* _Collected data_:

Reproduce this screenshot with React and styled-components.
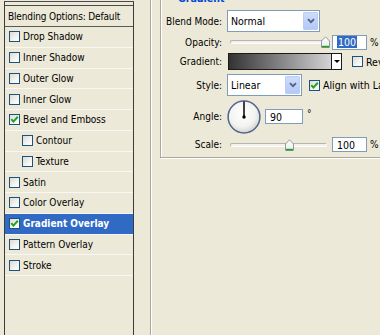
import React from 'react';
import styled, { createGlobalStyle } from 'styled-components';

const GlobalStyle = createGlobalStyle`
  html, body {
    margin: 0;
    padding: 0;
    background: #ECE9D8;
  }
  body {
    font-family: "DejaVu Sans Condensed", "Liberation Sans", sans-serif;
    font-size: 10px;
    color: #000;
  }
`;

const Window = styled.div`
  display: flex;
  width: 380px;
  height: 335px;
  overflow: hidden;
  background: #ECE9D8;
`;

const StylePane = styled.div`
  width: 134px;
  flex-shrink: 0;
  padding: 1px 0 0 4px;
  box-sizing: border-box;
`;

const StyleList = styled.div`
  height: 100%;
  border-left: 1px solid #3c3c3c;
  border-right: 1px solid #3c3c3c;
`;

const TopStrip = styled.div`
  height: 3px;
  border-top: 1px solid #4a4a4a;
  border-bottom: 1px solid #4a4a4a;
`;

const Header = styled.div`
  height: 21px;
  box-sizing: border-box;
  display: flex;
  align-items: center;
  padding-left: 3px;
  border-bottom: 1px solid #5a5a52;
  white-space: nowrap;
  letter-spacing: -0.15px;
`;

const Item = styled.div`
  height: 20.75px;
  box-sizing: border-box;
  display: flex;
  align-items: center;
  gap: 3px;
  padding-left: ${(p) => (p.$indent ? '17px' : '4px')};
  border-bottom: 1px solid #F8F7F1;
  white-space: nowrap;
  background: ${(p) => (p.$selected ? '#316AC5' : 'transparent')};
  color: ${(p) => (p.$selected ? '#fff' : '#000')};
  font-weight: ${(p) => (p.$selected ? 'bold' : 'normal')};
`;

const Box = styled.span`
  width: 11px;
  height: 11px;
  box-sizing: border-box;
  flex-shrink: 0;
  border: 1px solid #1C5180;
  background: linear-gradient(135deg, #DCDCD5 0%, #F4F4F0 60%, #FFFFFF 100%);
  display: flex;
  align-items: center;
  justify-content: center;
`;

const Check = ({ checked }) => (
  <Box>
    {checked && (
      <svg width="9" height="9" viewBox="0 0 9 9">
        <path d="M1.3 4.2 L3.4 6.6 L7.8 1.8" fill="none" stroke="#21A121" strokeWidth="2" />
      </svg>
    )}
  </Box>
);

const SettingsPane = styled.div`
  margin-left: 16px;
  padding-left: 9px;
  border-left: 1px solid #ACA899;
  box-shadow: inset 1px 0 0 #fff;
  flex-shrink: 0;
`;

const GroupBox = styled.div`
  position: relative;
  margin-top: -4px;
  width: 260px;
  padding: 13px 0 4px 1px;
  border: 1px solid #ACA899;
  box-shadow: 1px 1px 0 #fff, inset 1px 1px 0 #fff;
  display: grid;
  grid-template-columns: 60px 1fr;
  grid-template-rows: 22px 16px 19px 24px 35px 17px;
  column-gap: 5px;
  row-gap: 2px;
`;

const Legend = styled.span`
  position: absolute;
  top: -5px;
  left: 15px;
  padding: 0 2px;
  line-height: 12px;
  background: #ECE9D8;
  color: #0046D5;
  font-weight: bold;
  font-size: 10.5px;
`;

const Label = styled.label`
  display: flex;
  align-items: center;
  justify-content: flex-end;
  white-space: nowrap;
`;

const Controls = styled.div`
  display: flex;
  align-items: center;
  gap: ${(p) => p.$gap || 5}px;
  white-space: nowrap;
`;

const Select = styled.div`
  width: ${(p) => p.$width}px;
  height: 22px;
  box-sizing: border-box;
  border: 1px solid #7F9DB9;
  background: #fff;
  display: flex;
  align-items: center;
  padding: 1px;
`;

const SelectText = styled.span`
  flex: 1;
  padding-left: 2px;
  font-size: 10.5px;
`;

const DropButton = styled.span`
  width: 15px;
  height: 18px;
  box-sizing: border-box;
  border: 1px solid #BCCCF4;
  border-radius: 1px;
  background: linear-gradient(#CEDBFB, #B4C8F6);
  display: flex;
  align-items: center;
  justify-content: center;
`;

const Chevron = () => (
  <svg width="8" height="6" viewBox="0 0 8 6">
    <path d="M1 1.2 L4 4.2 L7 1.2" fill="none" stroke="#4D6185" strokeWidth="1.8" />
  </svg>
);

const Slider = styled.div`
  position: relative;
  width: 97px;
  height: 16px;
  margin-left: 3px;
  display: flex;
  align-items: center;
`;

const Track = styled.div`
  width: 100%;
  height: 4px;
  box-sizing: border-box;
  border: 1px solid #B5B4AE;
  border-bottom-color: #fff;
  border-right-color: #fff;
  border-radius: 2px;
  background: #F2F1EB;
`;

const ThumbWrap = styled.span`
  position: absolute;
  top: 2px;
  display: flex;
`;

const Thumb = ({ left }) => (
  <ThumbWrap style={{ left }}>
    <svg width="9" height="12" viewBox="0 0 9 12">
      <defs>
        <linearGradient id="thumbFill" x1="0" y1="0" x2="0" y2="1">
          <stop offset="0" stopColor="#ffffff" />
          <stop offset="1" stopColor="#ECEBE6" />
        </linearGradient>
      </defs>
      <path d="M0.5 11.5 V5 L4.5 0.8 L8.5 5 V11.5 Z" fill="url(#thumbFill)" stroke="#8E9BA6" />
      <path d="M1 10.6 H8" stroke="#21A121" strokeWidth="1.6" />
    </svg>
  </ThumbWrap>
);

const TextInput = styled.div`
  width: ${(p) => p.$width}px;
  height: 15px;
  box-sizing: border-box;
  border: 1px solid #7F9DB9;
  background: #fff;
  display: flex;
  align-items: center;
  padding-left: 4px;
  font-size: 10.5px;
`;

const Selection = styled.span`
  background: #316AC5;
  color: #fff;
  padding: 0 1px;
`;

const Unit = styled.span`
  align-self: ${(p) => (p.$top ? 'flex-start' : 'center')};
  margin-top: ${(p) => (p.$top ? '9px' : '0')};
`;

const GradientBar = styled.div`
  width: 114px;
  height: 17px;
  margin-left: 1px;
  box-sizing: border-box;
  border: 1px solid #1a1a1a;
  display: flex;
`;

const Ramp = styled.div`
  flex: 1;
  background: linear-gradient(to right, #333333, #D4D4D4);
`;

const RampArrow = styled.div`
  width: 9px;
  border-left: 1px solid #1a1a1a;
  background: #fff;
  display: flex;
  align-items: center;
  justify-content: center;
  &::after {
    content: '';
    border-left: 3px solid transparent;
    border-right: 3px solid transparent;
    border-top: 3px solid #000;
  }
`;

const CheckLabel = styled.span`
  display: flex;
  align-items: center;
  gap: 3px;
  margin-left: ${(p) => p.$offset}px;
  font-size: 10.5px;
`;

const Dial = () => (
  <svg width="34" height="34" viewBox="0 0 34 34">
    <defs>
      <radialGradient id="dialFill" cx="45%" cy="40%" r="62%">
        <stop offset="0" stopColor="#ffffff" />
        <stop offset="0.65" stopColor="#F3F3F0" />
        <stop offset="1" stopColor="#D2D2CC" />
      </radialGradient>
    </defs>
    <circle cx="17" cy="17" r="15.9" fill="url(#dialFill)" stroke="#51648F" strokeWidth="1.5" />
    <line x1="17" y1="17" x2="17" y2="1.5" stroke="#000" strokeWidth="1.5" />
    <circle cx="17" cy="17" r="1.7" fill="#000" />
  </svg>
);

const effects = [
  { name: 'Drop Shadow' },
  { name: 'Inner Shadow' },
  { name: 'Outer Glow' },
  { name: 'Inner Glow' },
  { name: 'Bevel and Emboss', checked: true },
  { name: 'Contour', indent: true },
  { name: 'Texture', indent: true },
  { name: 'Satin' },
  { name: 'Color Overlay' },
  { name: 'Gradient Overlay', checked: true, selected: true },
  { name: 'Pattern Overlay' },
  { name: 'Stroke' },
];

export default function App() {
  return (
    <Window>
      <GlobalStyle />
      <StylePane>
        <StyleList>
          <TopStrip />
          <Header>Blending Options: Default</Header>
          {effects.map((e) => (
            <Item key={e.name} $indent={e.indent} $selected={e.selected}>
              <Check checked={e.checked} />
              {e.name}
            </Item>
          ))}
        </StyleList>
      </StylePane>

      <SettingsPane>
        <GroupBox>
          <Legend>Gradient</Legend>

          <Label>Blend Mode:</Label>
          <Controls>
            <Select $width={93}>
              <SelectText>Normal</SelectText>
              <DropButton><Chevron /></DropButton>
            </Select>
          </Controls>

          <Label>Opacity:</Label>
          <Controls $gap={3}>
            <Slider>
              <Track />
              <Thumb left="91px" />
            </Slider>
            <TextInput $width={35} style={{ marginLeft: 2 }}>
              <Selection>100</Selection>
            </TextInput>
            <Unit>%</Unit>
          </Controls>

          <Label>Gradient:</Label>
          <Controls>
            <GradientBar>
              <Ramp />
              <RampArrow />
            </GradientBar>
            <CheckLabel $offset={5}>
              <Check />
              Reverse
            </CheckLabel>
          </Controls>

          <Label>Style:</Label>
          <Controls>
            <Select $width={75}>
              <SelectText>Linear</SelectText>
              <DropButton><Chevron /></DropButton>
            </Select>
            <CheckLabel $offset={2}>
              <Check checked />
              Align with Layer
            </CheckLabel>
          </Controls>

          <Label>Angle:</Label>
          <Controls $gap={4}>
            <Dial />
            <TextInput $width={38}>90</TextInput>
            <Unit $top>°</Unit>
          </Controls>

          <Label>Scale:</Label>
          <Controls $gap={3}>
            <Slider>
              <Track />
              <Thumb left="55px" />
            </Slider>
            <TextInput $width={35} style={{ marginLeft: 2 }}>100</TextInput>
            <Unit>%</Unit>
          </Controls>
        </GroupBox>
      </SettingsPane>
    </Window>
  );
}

* _Written request_:
Copy each line of the listing that includes "with".

* _Output_:
Reproduce this screenshot with React and styled-components.
              Align with Layer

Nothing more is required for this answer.